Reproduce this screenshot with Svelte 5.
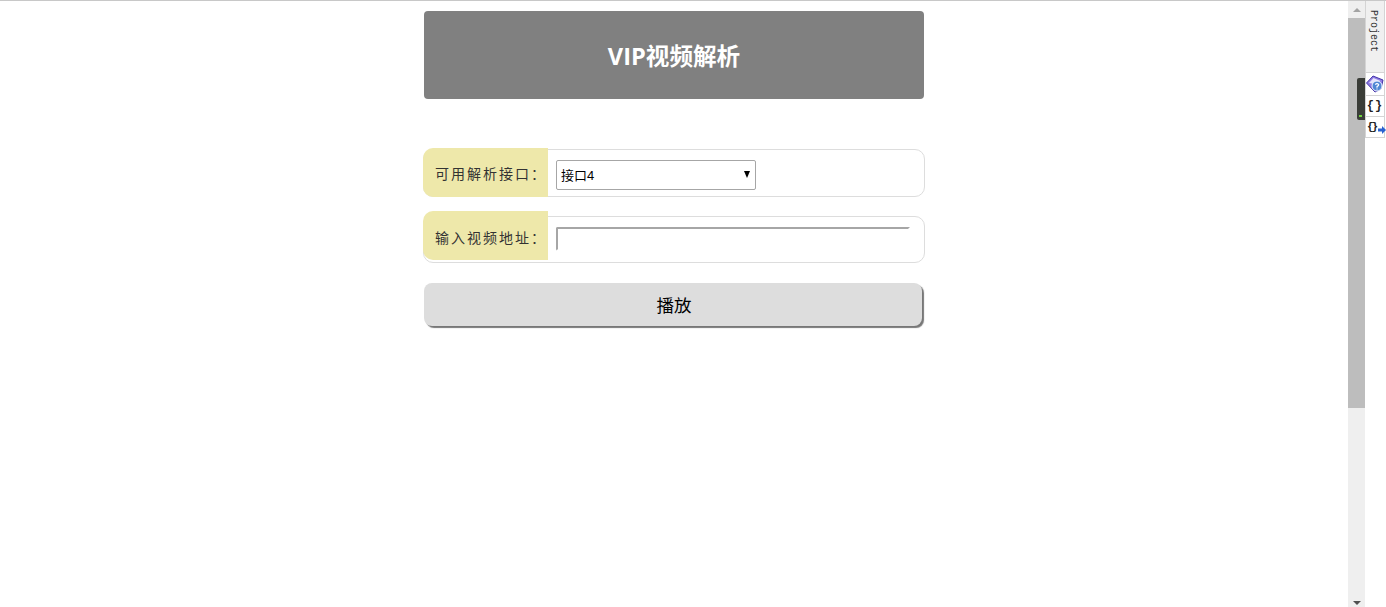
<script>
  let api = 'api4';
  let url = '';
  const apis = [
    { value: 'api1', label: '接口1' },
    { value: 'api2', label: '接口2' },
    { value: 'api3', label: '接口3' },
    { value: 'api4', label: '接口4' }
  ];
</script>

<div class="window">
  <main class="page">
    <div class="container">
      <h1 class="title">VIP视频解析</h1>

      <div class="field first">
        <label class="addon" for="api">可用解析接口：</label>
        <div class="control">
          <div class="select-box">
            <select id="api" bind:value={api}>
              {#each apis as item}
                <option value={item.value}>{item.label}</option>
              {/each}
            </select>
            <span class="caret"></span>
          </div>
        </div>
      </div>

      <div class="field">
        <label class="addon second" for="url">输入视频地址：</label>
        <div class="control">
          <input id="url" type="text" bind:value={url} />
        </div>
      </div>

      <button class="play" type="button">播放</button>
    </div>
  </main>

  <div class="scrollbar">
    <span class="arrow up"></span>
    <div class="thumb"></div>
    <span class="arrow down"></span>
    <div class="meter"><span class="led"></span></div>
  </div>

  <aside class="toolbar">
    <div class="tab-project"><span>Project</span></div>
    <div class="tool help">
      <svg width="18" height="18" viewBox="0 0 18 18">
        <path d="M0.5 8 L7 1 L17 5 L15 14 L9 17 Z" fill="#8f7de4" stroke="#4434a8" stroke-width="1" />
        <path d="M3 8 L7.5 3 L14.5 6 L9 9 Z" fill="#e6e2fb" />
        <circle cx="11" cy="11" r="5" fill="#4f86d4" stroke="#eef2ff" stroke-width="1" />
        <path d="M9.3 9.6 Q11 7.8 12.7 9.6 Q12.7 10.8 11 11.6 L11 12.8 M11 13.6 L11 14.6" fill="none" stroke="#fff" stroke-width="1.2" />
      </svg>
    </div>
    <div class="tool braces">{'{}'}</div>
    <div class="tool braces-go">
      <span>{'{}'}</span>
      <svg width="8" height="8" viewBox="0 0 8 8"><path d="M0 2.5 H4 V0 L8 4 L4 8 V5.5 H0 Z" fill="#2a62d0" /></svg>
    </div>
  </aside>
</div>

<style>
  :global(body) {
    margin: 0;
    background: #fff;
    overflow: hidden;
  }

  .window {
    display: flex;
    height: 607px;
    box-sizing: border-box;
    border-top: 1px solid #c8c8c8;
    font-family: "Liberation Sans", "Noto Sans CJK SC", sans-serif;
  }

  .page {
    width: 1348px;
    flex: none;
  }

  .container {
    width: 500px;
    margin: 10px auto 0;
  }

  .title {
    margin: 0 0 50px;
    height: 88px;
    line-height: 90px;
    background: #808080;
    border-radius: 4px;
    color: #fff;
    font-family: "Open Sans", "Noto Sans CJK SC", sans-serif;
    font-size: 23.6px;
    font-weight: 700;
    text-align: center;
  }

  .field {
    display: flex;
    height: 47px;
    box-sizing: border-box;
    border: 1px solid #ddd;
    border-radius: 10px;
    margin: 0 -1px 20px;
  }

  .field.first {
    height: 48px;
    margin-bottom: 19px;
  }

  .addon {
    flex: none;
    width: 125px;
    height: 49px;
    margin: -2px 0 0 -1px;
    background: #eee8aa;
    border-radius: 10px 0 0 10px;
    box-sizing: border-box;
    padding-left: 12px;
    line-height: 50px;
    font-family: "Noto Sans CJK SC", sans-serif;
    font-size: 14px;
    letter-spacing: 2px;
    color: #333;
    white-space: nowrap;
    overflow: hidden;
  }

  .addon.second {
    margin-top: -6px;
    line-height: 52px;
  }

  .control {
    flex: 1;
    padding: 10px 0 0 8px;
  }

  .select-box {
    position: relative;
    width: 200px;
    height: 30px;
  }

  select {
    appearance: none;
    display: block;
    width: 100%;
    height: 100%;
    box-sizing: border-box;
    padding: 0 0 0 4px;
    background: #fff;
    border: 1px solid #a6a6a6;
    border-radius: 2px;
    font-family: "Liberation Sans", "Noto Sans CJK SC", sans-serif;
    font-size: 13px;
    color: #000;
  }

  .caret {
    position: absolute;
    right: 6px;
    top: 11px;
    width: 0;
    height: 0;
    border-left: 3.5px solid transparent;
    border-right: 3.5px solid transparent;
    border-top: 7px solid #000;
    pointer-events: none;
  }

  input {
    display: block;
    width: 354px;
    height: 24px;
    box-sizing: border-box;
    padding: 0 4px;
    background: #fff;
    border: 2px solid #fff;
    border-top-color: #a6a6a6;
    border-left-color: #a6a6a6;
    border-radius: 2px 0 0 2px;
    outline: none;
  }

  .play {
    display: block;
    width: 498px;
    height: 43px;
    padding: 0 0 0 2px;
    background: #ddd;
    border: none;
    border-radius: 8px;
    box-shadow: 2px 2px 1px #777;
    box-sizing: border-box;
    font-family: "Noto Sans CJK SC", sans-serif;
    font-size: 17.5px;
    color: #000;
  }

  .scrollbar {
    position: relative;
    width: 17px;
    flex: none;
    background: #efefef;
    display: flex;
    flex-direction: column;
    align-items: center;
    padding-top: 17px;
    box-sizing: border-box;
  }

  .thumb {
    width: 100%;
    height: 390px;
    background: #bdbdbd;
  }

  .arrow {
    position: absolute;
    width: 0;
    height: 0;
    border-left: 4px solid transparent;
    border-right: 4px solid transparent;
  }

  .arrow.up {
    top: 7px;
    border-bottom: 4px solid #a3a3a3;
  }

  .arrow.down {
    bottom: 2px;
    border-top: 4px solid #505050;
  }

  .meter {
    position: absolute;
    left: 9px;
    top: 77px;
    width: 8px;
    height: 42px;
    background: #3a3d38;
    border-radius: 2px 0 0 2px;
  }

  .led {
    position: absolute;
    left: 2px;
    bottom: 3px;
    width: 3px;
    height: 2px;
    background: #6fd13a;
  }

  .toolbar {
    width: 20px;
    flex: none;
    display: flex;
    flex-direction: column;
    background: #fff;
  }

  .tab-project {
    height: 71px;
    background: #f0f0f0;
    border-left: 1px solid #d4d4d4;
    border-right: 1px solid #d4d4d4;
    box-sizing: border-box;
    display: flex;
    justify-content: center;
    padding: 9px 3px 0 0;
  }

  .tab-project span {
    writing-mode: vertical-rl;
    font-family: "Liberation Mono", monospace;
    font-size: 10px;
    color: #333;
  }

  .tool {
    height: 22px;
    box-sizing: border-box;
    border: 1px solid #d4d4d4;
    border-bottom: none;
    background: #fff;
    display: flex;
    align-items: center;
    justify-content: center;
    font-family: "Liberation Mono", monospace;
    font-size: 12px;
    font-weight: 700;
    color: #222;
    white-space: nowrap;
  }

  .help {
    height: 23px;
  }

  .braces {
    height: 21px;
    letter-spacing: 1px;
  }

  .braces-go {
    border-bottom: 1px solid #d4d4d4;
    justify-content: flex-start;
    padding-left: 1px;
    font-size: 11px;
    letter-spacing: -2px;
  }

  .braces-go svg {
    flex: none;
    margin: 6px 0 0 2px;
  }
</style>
★ ★ ★ ★ ★
▸ **SET EXERCISE**:
The material above must be printed exactly, with its pictures left out.

▸ **RESULT OF THIS TASK**:
Reproduce this screenshot with Svelte 5.
<script>
  let api = 'api4';
  let url = '';
  const apis = [
    { value: 'api1', label: '接口1' },
    { value: 'api2', label: '接口2' },
    { value: 'api3', label: '接口3' },
    { value: 'api4', label: '接口4' }
  ];
</script>

<div class="window">
  <main class="page">
    <div class="container">
      <h1 class="title">VIP视频解析</h1>

      <div class="field first">
        <label class="addon" for="api">可用解析接口：</label>
        <div class="control">
          <div class="select-box">
            <select id="api" bind:value={api}>
              {#each apis as item}
                <option value={item.value}>{item.label}</option>
              {/each}
            </select>
            <span class="caret"></span>
          </div>
        </div>
      </div>

      <div class="field">
        <label class="addon second" for="url">输入视频地址：</label>
        <div class="control">
          <input id="url" type="text" bind:value={url} />
        </div>
      </div>

      <button class="play" type="button">播放</button>
    </div>
  </main>

  <div class="scrollbar">
    <span class="arrow up"></span>
    <div class="thumb"></div>
    <span class="arrow down"></span>
    <div class="meter"><span class="led"></span></div>
  </div>

  <aside class="toolbar">
    <div class="tab-project"><span>Project</span></div>
    <div class="tool help">
      <svg width="18" height="18" viewBox="0 0 18 18">
        <path d="M0.5 8 L7 1 L17 5 L15 14 L9 17 Z" fill="#8f7de4" stroke="#4434a8" stroke-width="1" />
        <path d="M3 8 L7.5 3 L14.5 6 L9 9 Z" fill="#e6e2fb" />
        <circle cx="11" cy="11" r="5" fill="#4f86d4" stroke="#eef2ff" stroke-width="1" />
        <path d="M9.3 9.6 Q11 7.8 12.7 9.6 Q12.7 10.8 11 11.6 L11 12.8 M11 13.6 L11 14.6" fill="none" stroke="#fff" stroke-width="1.2" />
      </svg>
    </div>
    <div class="tool braces">{'{}'}</div>
    <div class="tool braces-go">
      <span>{'{}'}</span>
      <svg width="8" height="8" viewBox="0 0 8 8"><path d="M0 2.5 H4 V0 L8 4 L4 8 V5.5 H0 Z" fill="#2a62d0" /></svg>
    </div>
  </aside>
</div>

<style>
  :global(body) {
    margin: 0;
    background: #fff;
    overflow: hidden;
  }

  .window {
    display: flex;
    height: 607px;
    box-sizing: border-box;
    border-top: 1px solid #c8c8c8;
    font-family: "Liberation Sans", "Noto Sans CJK SC", sans-serif;
  }

  .page {
    width: 1348px;
    flex: none;
  }

  .container {
    width: 500px;
    margin: 10px auto 0;
  }

  .title {
    margin: 0 0 50px;
    height: 88px;
    line-height: 90px;
    background: #808080;
    border-radius: 4px;
    color: #fff;
    font-family: "Open Sans", "Noto Sans CJK SC", sans-serif;
    font-size: 23.6px;
    font-weight: 700;
    text-align: center;
  }

  .field {
    display: flex;
    height: 47px;
    box-sizing: border-box;
    border: 1px solid #ddd;
    border-radius: 10px;
    margin: 0 -1px 20px;
  }

  .field.first {
    height: 48px;
    margin-bottom: 19px;
  }

  .addon {
    flex: none;
    width: 125px;
    height: 49px;
    margin: -2px 0 0 -1px;
    background: #eee8aa;
    border-radius: 10px 0 0 10px;
    box-sizing: border-box;
    padding-left: 12px;
    line-height: 50px;
    font-family: "Noto Sans CJK SC", sans-serif;
    font-size: 14px;
    letter-spacing: 2px;
    color: #333;
    white-space: nowrap;
    overflow: hidden;
  }

  .addon.second {
    margin-top: -6px;
    line-height: 52px;
  }

  .control {
    flex: 1;
    padding: 10px 0 0 8px;
  }

  .select-box {
    position: relative;
    width: 200px;
    height: 30px;
  }

  select {
    appearance: none;
    display: block;
    width: 100%;
    height: 100%;
    box-sizing: border-box;
    padding: 0 0 0 4px;
    background: #fff;
    border: 1px solid #a6a6a6;
    border-radius: 2px;
    font-family: "Liberation Sans", "Noto Sans CJK SC", sans-serif;
    font-size: 13px;
    color: #000;
  }

  .caret {
    position: absolute;
    right: 6px;
    top: 11px;
    width: 0;
    height: 0;
    border-left: 3.5px solid transparent;
    border-right: 3.5px solid transparent;
    border-top: 7px solid #000;
    pointer-events: none;
  }

  input {
    display: block;
    width: 354px;
    height: 24px;
    box-sizing: border-box;
    padding: 0 4px;
    background: #fff;
    border: 2px solid #fff;
    border-top-color: #a6a6a6;
    border-left-color: #a6a6a6;
    border-radius: 2px 0 0 2px;
    outline: none;
  }

  .play {
    display: block;
    width: 498px;
    height: 43px;
    padding: 0 0 0 2px;
    background: #ddd;
    border: none;
    border-radius: 8px;
    box-shadow: 2px 2px 1px #777;
    box-sizing: border-box;
    font-family: "Noto Sans CJK SC", sans-serif;
    font-size: 17.5px;
    color: #000;
  }

  .scrollbar {
    position: relative;
    width: 17px;
    flex: none;
    background: #efefef;
    display: flex;
    flex-direction: column;
    align-items: center;
    padding-top: 17px;
    box-sizing: border-box;
  }

  .thumb {
    width: 100%;
    height: 390px;
    background: #bdbdbd;
  }

  .arrow {
    position: absolute;
    width: 0;
    height: 0;
    border-left: 4px solid transparent;
    border-right: 4px solid transparent;
  }

  .arrow.up {
    top: 7px;
    border-bottom: 4px solid #a3a3a3;
  }

  .arrow.down {
    bottom: 2px;
    border-top: 4px solid #505050;
  }

  .meter {
    position: absolute;
    left: 9px;
    top: 77px;
    width: 8px;
    height: 42px;
    background: #3a3d38;
    border-radius: 2px 0 0 2px;
  }

  .led {
    position: absolute;
    left: 2px;
    bottom: 3px;
    width: 3px;
    height: 2px;
    background: #6fd13a;
  }

  .toolbar {
    width: 20px;
    flex: none;
    display: flex;
    flex-direction: column;
    background: #fff;
  }

  .tab-project {
    height: 71px;
    background: #f0f0f0;
    border-left: 1px solid #d4d4d4;
    border-right: 1px solid #d4d4d4;
    box-sizing: border-box;
    display: flex;
    justify-content: center;
    padding: 9px 3px 0 0;
  }

  .tab-project span {
    writing-mode: vertical-rl;
    font-family: "Liberation Mono", monospace;
    font-size: 10px;
    color: #333;
  }

  .tool {
    height: 22px;
    box-sizing: border-box;
    border: 1px solid #d4d4d4;
    border-bottom: none;
    background: #fff;
    display: flex;
    align-items: center;
    justify-content: center;
    font-family: "Liberation Mono", monospace;
    font-size: 12px;
    font-weight: 700;
    color: #222;
    white-space: nowrap;
  }

  .help {
    height: 23px;
  }

  .braces {
    height: 21px;
    letter-spacing: 1px;
  }

  .braces-go {
    border-bottom: 1px solid #d4d4d4;
    justify-content: flex-start;
    padding-left: 1px;
    font-size: 11px;
    letter-spacing: -2px;
  }

  .braces-go svg {
    flex: none;
    margin: 6px 0 0 2px;
  }
</style>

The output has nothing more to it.